287 overnights/78 overnights
85/15% Alternate Weekends Friday 5:00 p.m. to Sunday 5:00 p.m.
313 overnights/52 overnights
85/15% Alternate Weekends and Midweek Visit Friday 5:00 p.m. to Sunday 5:00 p.m., with every Wednesday 5:00 p.m. to 8:00 p.m.
313 overnights / 52 overnights

Flex Time:  Often parents want more parenting time with their children but their work schedules or geographical locations don’t allow regularly scheduled time.  In these situations, parents can agree in mediation to calculate in flex time to be scheduled when additional time is available for the parent with less parenting time.  Float time can be added to extend a regularly-scheduled weekend or as extra days or weeks during a school break or summer. It is important when making agreements about flex time to clearly define how much notice must be given, which parent’s preference takes precedent when a dispute arises about flex time, etc.

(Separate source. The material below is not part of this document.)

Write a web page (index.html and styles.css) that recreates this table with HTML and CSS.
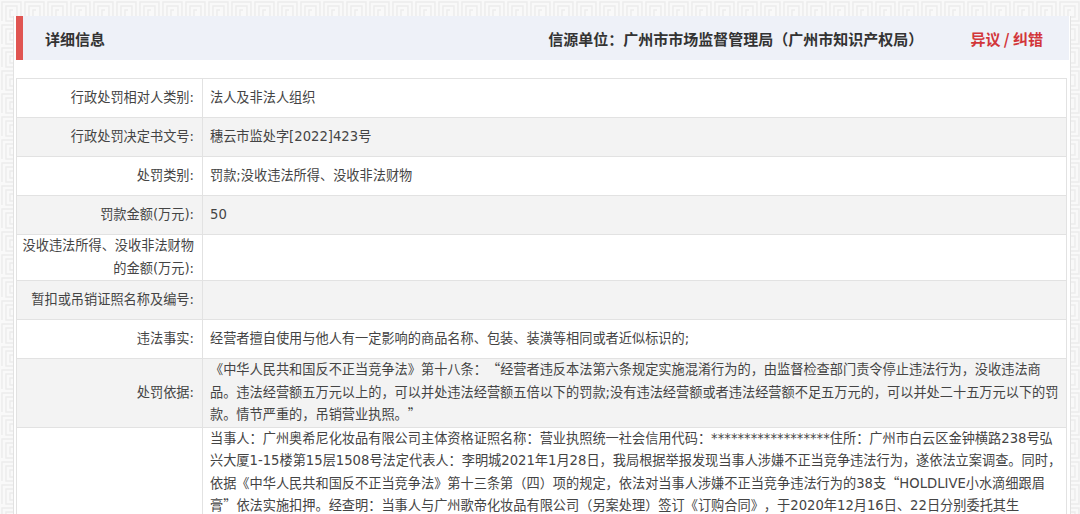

Additional Time: can be built into the calendar year for vacations, holidays, extra time on a long weekend, or other events which would make the time even more equal.

Very Young Children:  When children are very young, identifying a primary caregiver may be more important for the psychological development of the child.  Parties in mediation may make agreements for the very young years with a built-in adjustment to step up parenting time once the child is older.  Mediation offers couples an opportunity to take the necessary time in focused, guided discussions to determine what is right for their own family needs. 

An equal time parenting plan that might be especially advantageous for young children who need more frequent contact with both parents is the 3/3/4/4 arrangement. With this two week schedule, Parent A spends 3 days with the child and then Parent B spends 3 days with the child. Then Parent A spends four days with the child and Parent B gets the next four days with the child.